(For 4 Ears 2005)
Fredy Studer è un percussionista svizzero; uno di quelli defilati e
tosti.
La sua carriera ha inizio nei primi anni settanta e si snoda idealmente fra
la A di Abercrombie e la Z di Zorn.
Ami Yoshida è una vocalist giapponese, una trentenne piccolina, minuta,
ma non fatevi ingannare; lei è una howling voice.
Una forza della natura.
Il suo è un continuo varcare le porte dell’inaudito, nel 1997
realizza il solo “Spiritual Voice”; poi si dedica alla frequentazione
di altri artisti (da ricordare il progetto Cosmos con Sachiko M).
I due si ritrovano in studio a Zurigo per la realizzazione del quarto capitolo
della serie “Duos” che ha visto Studer collaborare precedentemente
con Robyn Schulkowsky, Jin Hi Kim, Joëlle Léandre, Dorothea
Schürch; Dj M. Singe.
Ora è il turno della piccola giapponese.
Un vero colpo di fulmine fra i due.
La Yoshida si contorce e soffoca, trattiene l’urlo ancorato al suolo e si produce
in una serie di vocal noises al limite dell’umano.

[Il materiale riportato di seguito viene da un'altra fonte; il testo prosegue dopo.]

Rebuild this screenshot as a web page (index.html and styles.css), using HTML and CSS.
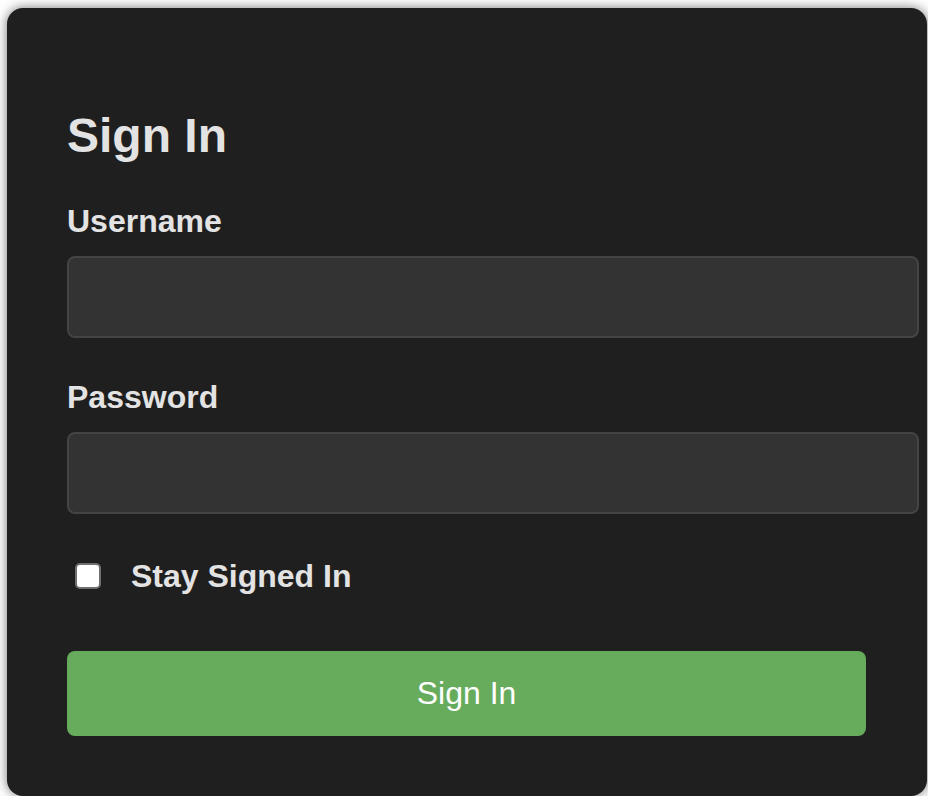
FILE: index.html
```html
<!DOCTYPE html>
<html lang="en">
<head>
<meta charset="utf-8">
<title>Sign In</title>
<link rel="stylesheet" href="styles.css">
</head>
<body>
  <main class="card">
    <h2 class="title">Sign In</h2>
    <form class="form" onsubmit="return false">
      <label class="label" for="username">Username</label>
      <input class="field" id="username" type="text">
      <label class="label label-pw" for="password">Password</label>
      <input class="field" id="password" type="password">
      <div class="remember">
        <input class="check" id="stay" type="checkbox">
        <label class="remember-text" for="stay">Stay Signed In</label>
      </div>
      <button class="submit" type="submit">Sign In</button>
    </form>
  </main>
</body>
</html>
```
FILE: styles.css
```css
html, body {
  margin: 0;
  padding: 0;
  background: #ffffff;
}

body {
  padding: 8px 0 0 7px;
  font-family: "Liberation Sans", Arial, Helvetica, sans-serif;
}

.card {
  box-sizing: border-box;
  width: 920px;
  height: 788px;
  padding: 60px 61px 60px 60px;
  background: #1f1f1f;
  border-radius: 16px;
  box-shadow: 0 0 12px rgba(0, 0, 0, 0.55);
  color: #e3e3e3;
  display: flex;
  flex-direction: column;
}

.title {
  margin: 40px 0 0 0;
  font-size: 48px;
  line-height: 1.15;
  font-weight: bold;
  color: #e3e3e3;
}

.form {
  display: flex;
  flex-direction: column;
  align-items: flex-start;
}

.label {
  margin-top: 40px;
  font-size: 32px;
  line-height: 1.15;
  font-weight: bold;
  color: #e3e3e3;
}

.label-pw {
  margin-top: 41px;
}

.field {
  box-sizing: content-box;
  margin-top: 16px;
  width: 100%;
  height: 78px;
  padding: 0 25px 0 24px;
  border: 2px solid #444444;
  border-radius: 8px;
  background: #333333;
  color: #e3e3e3;
  font-family: inherit;
  font-size: 32px;
  outline: none;
}

.remember {
  margin-top: 44px;
  display: flex;
  align-items: center;
}

.check {
  appearance: none;
  -webkit-appearance: none;
  box-sizing: border-box;
  width: 26px;
  height: 26px;
  margin: 0 30px 0 8px;
  background: #ffffff;
  border: 2px solid #6f6f6f;
  border-radius: 5px;
}

.remember-text {
  font-size: 32px;
  line-height: 1.15;
  font-weight: bold;
  color: #e3e3e3;
}

.submit {
  margin-top: 56px;
  width: 100%;
  height: 85px;
  border: none;
  border-radius: 8px;
  background: #67ac5d;
  color: #ffffff;
  font-family: inherit;
  font-size: 32px;
  cursor: pointer;
}
```
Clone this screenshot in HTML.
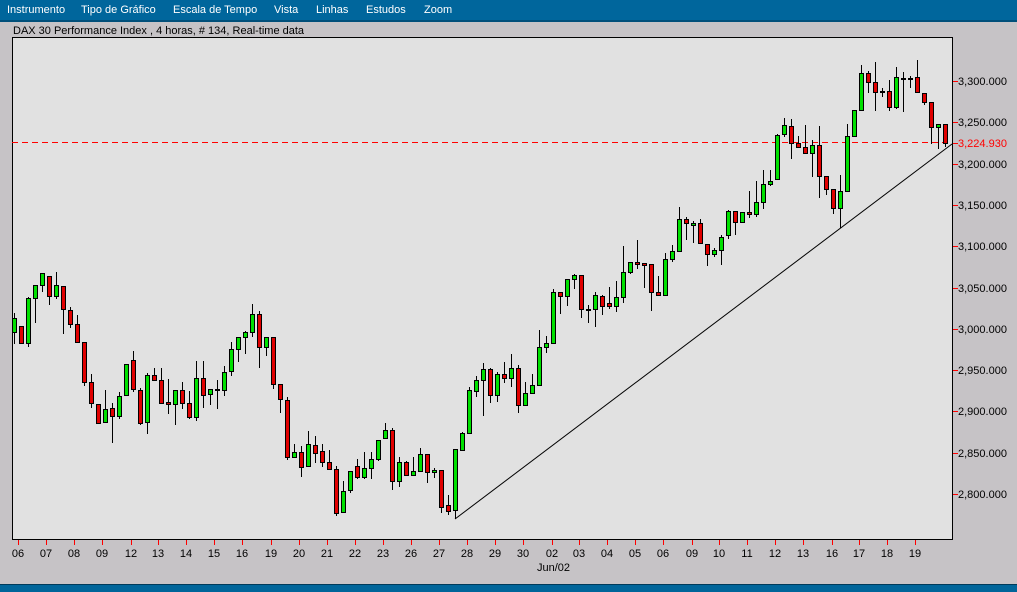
<!DOCTYPE html>
<html><head><meta charset="utf-8"><style>
body{margin:0;width:1017px;height:591px;overflow:hidden;background:#c6c3c6;font-family:"Liberation Sans",sans-serif;position:relative}
#menu{position:absolute;left:0;top:0;width:1017px;height:22px;background:#00669c;border-bottom:2px solid #004f7a;box-sizing:border-box}
#menu span{position:absolute;top:4px;color:#fff;font-size:11px}
#title{position:absolute;left:13px;top:25px;font-size:11px;color:#000}
#status{position:absolute;left:0;top:584px;width:1017px;height:7px;background:#00659a;border-top:1px solid #003a5a}
</style></head><body>
<div id="menu">
<span style="left:7px">Instrumento</span><span style="left:81px">Tipo de Gráfico</span><span style="left:173px">Escala de Tempo</span><span style="left:274px">Vista</span><span style="left:316px">Linhas</span><span style="left:366px">Estudos</span><span style="left:424px">Zoom</span>
</div>
<div id="title">DAX 30 Performance Index , 4 horas, # 134, Real-time data</div>
<svg id="s" width="1017" height="591" style="position:absolute;left:0;top:0" xmlns="http://www.w3.org/2000/svg" font-family="Liberation Sans, sans-serif" font-size="11">
<rect x="12.5" y="37.5" width="940" height="502" fill="#e1e1e1" stroke="#000" stroke-width="1"/>
<line x1="12" y1="142.5" x2="952" y2="142.5" stroke="#ff0000" stroke-dasharray="6,4"/>
<line x1="455" y1="519" x2="952" y2="144" stroke="#000" stroke-width="1"/>
<g id="c"></g>
<g id="ax"></g>
<text x="537" y="571" fill="#000">Jun/02</text>
</svg>
<div id="status"></div>
<script>
var D=[[318,332,313,344,'g'],[326,343,326,344,'r'],[298,343,297,347,'g'],[285,298,285,323,'g'],[273,285,273,292,'g'],[276,296,276,305,'r'],[285,296,272,299,'g'],[286,309,286,334,'r'],[310,324,307,328,'r'],[324,342,315,342,'r'],
[342,382,342,386,'r'],[382,403,374,408,'r'],[404,423,404,424,'r'],[409,422,390,422,'g'],[408,416,403,443,'r'],[396,416,392,419,'g'],[364,395,364,395,'g'],[360,389,351,392,'r'],[390,423,388,425,'r'],[375,422,373,434,'g'],
[375,380,368,381,'r'],[380,403,368,403,'r'],[402,404,379,414,'r'],[390,404,390,425,'g'],[390,403,382,409,'r'],[403,417,391,419,'r'],[378,417,361,421,'g'],[378,395,361,408,'r'],[389,394,389,405,'g'],[389,390,380,409,'g'],
[372,390,366,396,'g'],[349,371,342,376,'g'],[337,349,337,362,'g'],[332,337,331,354,'g'],[314,332,304,337,'g'],[314,347,311,368,'r'],[337,347,337,356,'g'],[337,384,337,389,'r'],[384,399,384,413,'r'],[400,457,397,460,'r'],
[452,457,444,457,'g'],[452,467,446,477,'r'],[444,466,431,466,'g'],[445,453,436,463,'r'],[451,462,444,467,'r'],[462,469,450,469,'r'],[469,513,466,516,'r'],[491,512,481,512,'g'],[471,490,471,493,'g'],[466,477,459,479,'r'],
[468,477,452,479,'g'],[459,468,452,479,'g'],[440,459,440,461,'g'],[430,438,423,438,'g'],[430,481,428,490,'r'],[462,481,457,487,'g'],[462,475,461,476,'r'],[471,475,457,475,'g'],[454,471,448,471,'g'],[454,472,454,483,'r'],
[470,472,468,478,'g'],[470,507,470,513,'r'],[505,511,495,515,'r'],[449,510,449,519,'g'],[433,450,432,450,'g'],[390,433,387,433,'g'],[380,391,376,397,'g'],[369,380,363,416,'g'],[369,395,368,403,'r'],[374,395,372,402,'g'],
[374,378,362,383,'r'],[368,378,354,387,'g'],[368,405,365,413,'r'],[393,405,382,405,'g'],[385,393,374,393,'g'],[347,385,330,385,'g'],[343,347,336,353,'g'],[292,343,289,343,'g'],[292,296,292,314,'r'],[279,296,279,306,'g'],
[275,279,274,289,'g'],[275,309,275,318,'r'],[309,310,305,323,'g'],[295,309,292,327,'g'],[296,306,295,315,'r'],[303,306,287,309,'r'],[297,306,281,312,'g'],[272,297,246,303,'g'],[262,272,262,274,'g'],[262,264,240,269,'r'],
[263,265,263,288,'r'],[264,292,264,311,'r'],[292,295,276,295,'r'],[259,295,253,295,'g'],[251,259,245,262,'g'],[219,251,207,251,'g'],[219,223,217,240,'r'],[223,225,221,243,'g'],[223,243,219,244,'r'],[244,254,244,266,'r'],
[250,254,248,257,'g'],[237,250,235,265,'g'],[211,235,210,239,'g'],[211,222,211,235,'r'],[212,222,212,222,'g'],[212,214,191,218,'r'],[202,214,181,217,'g'],[184,202,170,209,'g'],[181,184,170,186,'g'],[135,179,134,179,'g'],
[125,134,118,137,'g'],[126,143,119,159,'r'],[143,147,136,147,'r'],[147,153,125,154,'r'],[145,153,140,177,'g'],[145,176,126,198,'r'],[176,189,176,195,'r'],[189,208,189,214,'r'],[191,208,175,228,'g'],[136,191,124,191,'g'],
[110,136,110,136,'g'],[73,110,65,110,'g'],[73,82,71,93,'r'],[82,92,62,111,'r'],[91,92,88,97,'g'],[91,107,80,111,'r'],[77,107,67,109,'g'],[78,79,72,112,'g'],[78,79,76,88,'g'],[77,92,60,92,'r'],
[93,102,93,105,'r'],[102,127,102,144,'r'],[124,127,124,149,'g'],[124,143,124,147,'r']];
var h='';
for(var i=0;i<D.length;i++){var d=D[i],x=14+7*i;
h+='<line x1="'+(x+0.5)+'" y1="'+d[2]+'" x2="'+(x+0.5)+'" y2="'+d[3]+'" stroke="#000"/>';
var ht=Math.max(d[1]-d[0],1);
h+='<rect x="'+(x-1.5)+'" y="'+(d[0]+0.5)+'" width="4" height="'+ht+'" fill="'+(d[4]=='g'?'#00e000':'#e00000')+'" stroke="#000"/>';}
document.getElementById('c').innerHTML=h;
var a='';
var P=[['3,300.000',81],['3,250.000',122],['3,200.000',164],['3,150.000',205],['3,100.000',246],['3,050.000',288],['3,000.000',329],['2,950.000',370],['2,900.000',411],['2,850.000',453],['2,800.000',494]];
P.forEach(function(p){a+='<line x1="953" y1="'+(p[1]+0.5)+'" x2="958" y2="'+(p[1]+0.5)+'" stroke="#f00"/><text x="958" y="'+(p[1]+4)+'" fill="#000">'+p[0]+'</text>';});
a+='<line x1="953" y1="143.5" x2="958" y2="143.5" stroke="#f00"/><text x="958" y="147" fill="#f00">3,224.930</text>';
var X=[['06',18],['07',46],['08',74],['09',102],['12',131],['13',158],['14',186],['15',214],['16',242],['19',271],['20',299],['21',327],['22',355],['23',383],['26',411],['27',439],['28',467],['29',495],['30',523],['02',552],['03',579],['04',607],['05',635],['06',663],['09',692],['10',719],['11',747],['12',775],['13',803],['16',832],['17',859],['18',887],['19',915]];
X.forEach(function(p){a+='<line x1="'+(p[1]+0.5)+'" y1="540" x2="'+(p[1]+0.5)+'" y2="545" stroke="#f00"/><text x="'+p[1]+'" y="557" text-anchor="middle" fill="#000">'+p[0]+'</text>';});
document.getElementById('ax').innerHTML=a;
</script>
</body></html>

Studer intorno alle asprezze vocali innalza una fitta serie di segnali ronzanti
strabilianti nella loro essenza acustica pura (nessuna digitaleria in
questo lavoro).
Drones metallici che si levano da sferragliamenti terrestri per salire, ed ancora
salire in una sorta di catarsi sonica rovinosa in quanto a bellezza.
Verrebbe da paragonare il lavoro della Yoshida alle scorribande vocali di Sainkho
Namtchylak e Phil Minton (i primi due nomi che mi passano per la
testa…); ma non ci siamo.
Teatrali richiami per animali immaginari, possessioni primordiali e passione
divorante sottopelle; conturbante e prossima (veramente) agli eccessi della
Patty Waters immensa di Song Of The One (i Love) Or Love, My Love.
Un’incantevole grazioso incubo; soffice disperazione orientale.
Studer suona, dimentica di tenere il ritmo, si affida ad aritmie tribali, lascia
sfrigolare i piatti, evoca sgretolamenti secolari pietrosi generando rombi cupissimi.
Gratta e graffia la superficie, spontaneamente indica il percorso adeguato (non
il più facile) alla più giovane Yoshida.
Gli concede il tempo di riprender fiato e flirta amabilmente con il silenzio.
Strabilia letteralmente.
Strutture istantanee preziosissime, fitti dialoghi pre verbali, metalliche,
adorabili; cascate di suono puro.
Se fosse stato generato da un gruppo (industrial? glitch?) si sarebbe gridato
al miracolo; qui invece ci sono sono soltanto due esseri umani che si confrontano
in una zona temporale limitata dialogando fittamente sull’essenziale.
Lo stordente crescendo di cymbal del Duo 22, piacerebbe a Niblock
credo, la geisha gemente rituale del Duo 23; puro deliquio sensoriale.
Da assaporare lentamente; come si farebbe con un bicchiere di veleno.
Bellissimo peregrinare ai margini dell’umano.